### Task
Would you pull out every line of the material that contains the string "with"?

### Exercise inputs

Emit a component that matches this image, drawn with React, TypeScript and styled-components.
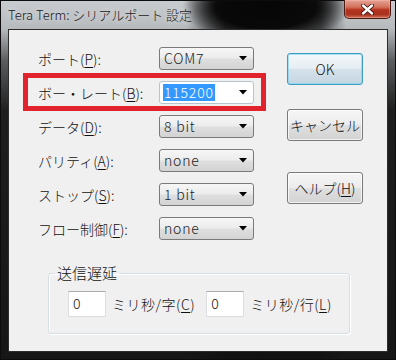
import React from "react"
import styled, { createGlobalStyle } from "styled-components"

const GlobalStyle = createGlobalStyle`
  html, body {
    margin: 0;
    padding: 0;
    background: #1b1b1b;
  }
  body {
    font-family: "Noto Sans CJK JP", "Liberation Sans", sans-serif;
    font-weight: 300;
    color: #000;
  }
`

type Field = {
  label: string
  accel: string
  value: string
  active?: boolean
}

const fields: Field[] = [
  { label: "ポート", accel: "P", value: "COM7" },
  { label: "ボー・レート", accel: "B", value: "115200", active: true },
  { label: "データ", accel: "D", value: "8 bit" },
  { label: "パリティ", accel: "A", value: "none" },
  { label: "ストップ", accel: "S", value: "1 bit" },
  { label: "フロー制御", accel: "F", value: "none" },
]

const Arrow = () => (
  <svg width="8" height="5" viewBox="0 0 8 5">
    <polygon points="0,0 8,0 4,4.5" fill="#000" />
  </svg>
)

export default function App() {
  return (
    <>
      <GlobalStyle />
      <S.Window>
        <S.TitleBar>
          <S.Title>Tera Term: シリアルポート 設定</S.Title>
          <S.CloseButton>
            <svg width="13" height="11" viewBox="0 0 13 11">
              <path d="M2 1.5 L11 9.5 M11 1.5 L2 9.5" stroke="#3a0c05" strokeWidth="4" strokeLinecap="round" />
              <path d="M2 1.5 L11 9.5 M11 1.5 L2 9.5" stroke="#fff" strokeWidth="2.4" strokeLinecap="round" />
            </svg>
          </S.CloseButton>
        </S.TitleBar>
        <S.Client>
          <S.TopSection>
            <S.Form>
              {fields.map((f) => (
                <S.Row key={f.accel} $highlight={f.active}>
                  <S.Label>
                    {f.label}(<u>{f.accel}</u>):
                  </S.Label>
                  <S.Combo $active={f.active}>
                    <S.ComboText $selected={f.active}>{f.value}</S.ComboText>
                    <Arrow />
                  </S.Combo>
                </S.Row>
              ))}
            </S.Form>
            <S.Buttons>
              <S.Button $default>OK</S.Button>
              <S.Button $gap={24}>キャンセル</S.Button>
              <S.Button $gap={31}>
                ヘルプ(<u>H</u>)
              </S.Button>
            </S.Buttons>
          </S.TopSection>
          <S.GroupBox>
            <S.Legend>送信遅延</S.Legend>
            <S.DelayRow>
              <S.NumberBox>0</S.NumberBox>
              <S.Unit>
                ミリ秒/字(<u>C</u>)
              </S.Unit>
              <S.NumberBox>0</S.NumberBox>
              <S.Unit>
                ミリ秒/行(<u>L</u>)
              </S.Unit>
            </S.DelayRow>
          </S.GroupBox>
        </S.Client>
      </S.Window>
    </>
  )
}

const S = {
  Window: styled.div`
    width: 396px;
    height: 360px;
    display: flex;
    flex-direction: column;
    box-sizing: border-box;
    border: 1px solid #0c0c0c;
    background:
      radial-gradient(ellipse 84px 36px at 265px 6px, rgba(6, 6, 6, 1) 0%, rgba(6, 6, 6, 0.95) 60%, rgba(6, 6, 6, 0) 100%),
      linear-gradient(90deg, rgba(0, 0, 0, 0) 0, rgba(0, 0, 0, 0) 185px, rgba(15, 15, 15, 0.75) 225px, rgba(15, 15, 15, 0.6) 320px, rgba(0, 0, 0, 0) 345px),
      linear-gradient(180deg, #c8ccd0 0, #b6babd 28px, #5a5c5e 60px, #1e1e1e 110px, #161616 100%);
  `,
  TitleBar: styled.div`
    height: 28px;
    display: flex;
    justify-content: space-between;
    align-items: flex-start;
  `,
  Title: styled.div`
    padding: 6px 0 0 7px;
    font-family: "Noto Sans CJK JP", "Liberation Sans", sans-serif;
    font-size: 13px;
    line-height: 16px;
    color: #1a1a1a;
    text-shadow: 0 0 6px rgba(255, 255, 255, 0.8);
  `,
  CloseButton: styled.div`
    width: 47px;
    height: 19px;
    margin: -1px 4px 0 0;
    display: flex;
    align-items: center;
    justify-content: center;
    box-sizing: border-box;
    border: 1px solid #4a1a12;
    border-top: none;
    border-radius: 0 0 5px 5px;
    background: linear-gradient(180deg, #e6a394 0%, #d2705c 40%, #b5321d 55%, #a8321e 80%, #d0745a 100%);
    box-shadow: inset 0 0 0 1px rgba(255, 200, 190, 0.35);
  `,
  Client: styled.div`
    flex: 1;
    margin: 0 7px 7px 7px;
    border: 1px solid #2c2c2c;
    background: #f0f0f0;
    display: flex;
    flex-direction: column;
  `,
  TopSection: styled.div`
    display: flex;
    padding: 17px 0 0 29px;
  `,
  Form: styled.div`
    display: flex;
    flex-direction: column;
    gap: 11px;
  `,
  Row: styled.div<{ $highlight?: boolean }>`
    position: relative;
    display: flex;
    align-items: center;
    height: 23px;

    ${(p) =>
      p.$highlight &&
      `
      &::after {
        content: "";
        position: absolute;
        left: -15px;
        right: -12px;
        top: -8px;
        bottom: -7px;
        border: 5px solid #e0232d;
        pointer-events: none;
      }
    `}
  `,
  Label: styled.div`
    width: 121px;
    font-size: 14px;
    line-height: 18px;
    color: #111;
    white-space: nowrap;

    u {
      text-underline-offset: 2px;
    }
  `,
  Combo: styled.div<{ $active?: boolean }>`
    width: 95px;
    height: 23px;
    box-sizing: border-box;
    display: flex;
    align-items: center;
    justify-content: space-between;
    padding: 0 6px 0 3px;
    border: 1px solid ${(p) => (p.$active ? "#b8c4cc" : "#7a7a7a")};
    border-radius: 3px;
    background: ${(p) =>
      p.$active ? "#ffffff" : "linear-gradient(180deg, #f6f6f6 0%, #ececec 48%, #dfdfdf 52%, #d3d3d3 100%)"};
  `,
  ComboText: styled.span<{ $selected?: boolean }>`
    font-size: 14px;
    line-height: 17px;
    letter-spacing: 0.8px;
    padding: 0 1px;
    color: ${(p) => (p.$selected ? "#fff" : "#222")};
    background: ${(p) => (p.$selected ? "#3399ff" : "transparent")};
  `,
  Buttons: styled.div`
    display: flex;
    flex-direction: column;
    margin-left: 33px;
    padding-top: 6px;
  `,
  Button: styled.div<{ $default?: boolean; $gap?: number }>`
    width: 76px;
    height: 32px;
    margin-top: ${(p) => p.$gap ?? 0}px;
    box-sizing: border-box;
    display: flex;
    align-items: center;
    justify-content: center;
    font-size: 14px;
    color: #111;
    border-radius: 3px;
    border: 1px solid ${(p) => (p.$default ? "#3c9dc4" : "#7a7a7a")};
    background: ${(p) =>
      p.$default
        ? "linear-gradient(180deg, #f3f8fb 0%, #e6eef3 48%, #d3e1ea 52%, #c6d6e1 100%)"
        : "linear-gradient(180deg, #f6f6f6 0%, #ececec 48%, #dfdfdf 52%, #d3d3d3 100%)"};
    box-shadow: inset 0 0 0 1px ${(p) => (p.$default ? "rgba(120, 210, 240, 0.6)" : "rgba(255, 255, 255, 0.7)")};

    u {
      text-underline-offset: 2px;
    }
  `,
  GroupBox: styled.fieldset`
    width: 302px;
    height: 70px;
    box-sizing: border-box;
    margin: 24px 0 0 39px;
    padding: 9px 0 0 19px;
    border: 1px solid #d5dfe5;
    border-radius: 3px;
    box-shadow: inset 1px 1px 0 #fff, 1px 1px 0 #fff;
  `,
  Legend: styled.legend`
    margin-left: -13px;
    padding: 0 2px;
    font-size: 15px;
    line-height: 18px;
    color: #111;
  `,
  DelayRow: styled.div`
    display: flex;
    align-items: center;
    gap: 6px;
  `,
  NumberBox: styled.div`
    width: 38px;
    height: 26px;
    box-sizing: border-box;
    padding: 2px 4px;
    background: #fff;
    border: 1px solid #dadde2;
    border-top-color: #abadb3;
    font-size: 14px;
    line-height: 18px;
    color: #111;
  `,
  Unit: styled.div`
    font-size: 14px;
    color: #111;
    margin-right: 5px;
    letter-spacing: 0.5px;

    u {
      text-underline-offset: 2px;
    }
  `,
}
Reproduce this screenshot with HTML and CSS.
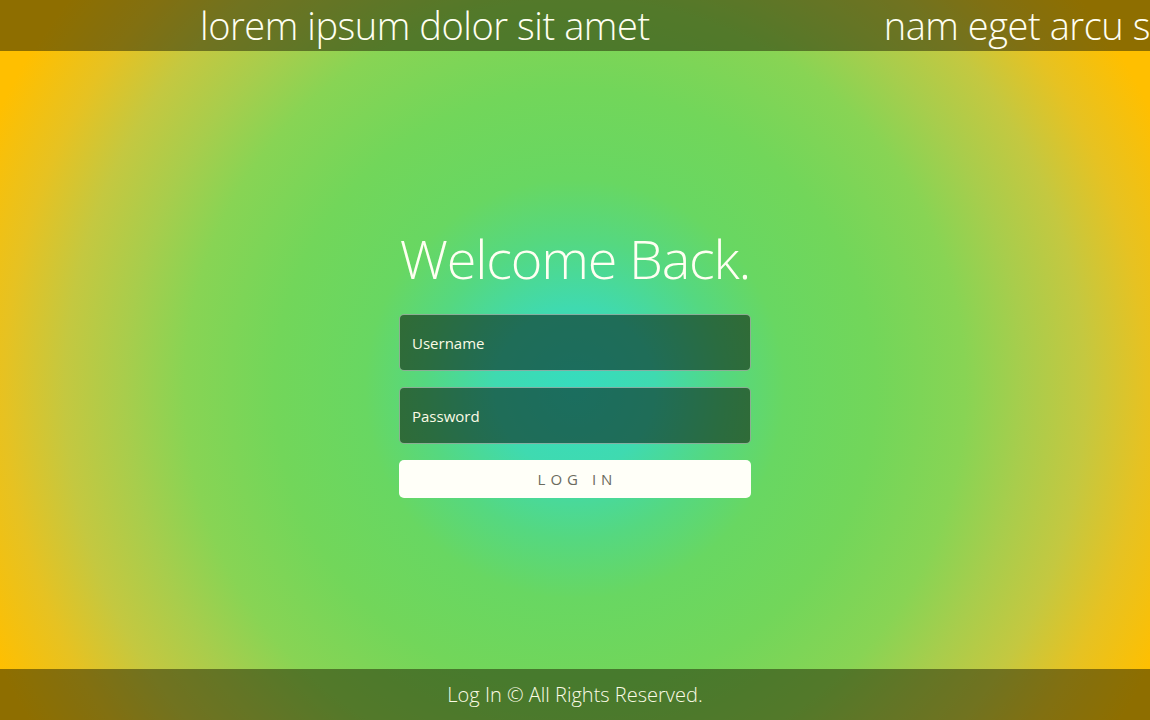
FILE: index.html
```html
<!DOCTYPE html>
<html lang="en">
<head>
<meta charset="utf-8">
<title>Log In</title>
<link rel="stylesheet" href="styles.css">
</head>
<body>
<div class="page">
  <header class="ticker">
    <div class="ticker-track">
      <span class="ticker-item">lorem ipsum dolor sit amet</span>
      <span class="ticker-item">nam eget arcu sed lorem</span>
    </div>
  </header>
  <main class="main">
    <form class="login">
      <h1 class="title">Welcome Back.</h1>
      <input class="field" type="text" placeholder="Username">
      <input class="field" type="password" placeholder="Password">
      <button class="btn" type="button">Log In</button>
    </form>
  </main>
  <footer class="footer">Log In © All Rights Reserved.</footer>
</div>
</body>
</html>
```
FILE: styles.css
```css
html, body {
  margin: 0;
  padding: 0;
  height: 100%;
}
body {
  font-family: "Open Sans", "Noto Sans", sans-serif;
  font-weight: 300;
  color: #fffff0;
  overflow: hidden;
}
.page {
  height: 720px;
  display: flex;
  flex-direction: column;
  background: radial-gradient(circle at 50% 54%, #36dcbe 0px, #3fdab0 80px, #55d880 150px, #68d762 210px, #72d65a 300px, #88d454 390px, #a8cd4c 450px, #c4c840 510px, #e6c222 570px, #ffbf00 640px);
}
.ticker {
  height: 51px;
  flex: none;
  background: rgba(30, 30, 0, 0.5);
  overflow: hidden;
}
.ticker-track {
  display: flex;
  gap: 234px;
  padding-left: 200px;
  white-space: nowrap;
}
.ticker-item {
  font-size: 38px;
  line-height: 51px;
  font-weight: 300;
  letter-spacing: -0.45px;
  color: #fffff2;
}
.main {
  flex: 1;
  display: flex;
  align-items: center;
  justify-content: center;
}
.login {
  width: 352px;
  display: flex;
  flex-direction: column;
  margin-top: 5px;
}
.title {
  margin: 0 0 25px;
  font-size: 54px;
  font-weight: 300;
  line-height: 62px;
  letter-spacing: -1.2px;
  color: #fffff2;
  text-align: center;
  white-space: nowrap;
}
.field {
  box-sizing: border-box;
  height: 57px;
  margin: 0 0 16px;
  padding: 0 12px;
  border: 1px solid rgba(255, 255, 255, 0.45);
  border-radius: 5px;
  background: rgba(0, 0, 0, 0.5);
  font-family: inherit;
  font-size: 15px;
  font-weight: 400;
  color: #fffff0;
  outline: none;
}
.field::placeholder {
  color: #fbfbe6;
  opacity: 1;
}
.btn {
  height: 38px;
  border: none;
  border-radius: 5px;
  background: #fffff8;
  font-family: inherit;
  font-size: 15px;
  font-weight: 400;
  letter-spacing: 5px;
  text-transform: uppercase;
  color: #6b6b5e;
  padding: 0 0 0 5px;
  cursor: pointer;
}
.footer {
  height: 51px;
  flex: none;
  background: rgba(30, 30, 0, 0.5);
  text-align: center;
  font-size: 20px;
  font-weight: 300;
  line-height: 51px;
  color: #fbfbe6;
}
```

### Reply to the task
Emit a component that matches this image, drawn with React, TypeScript and styled-components.
Reproduce this screenshot with HTML and CSS.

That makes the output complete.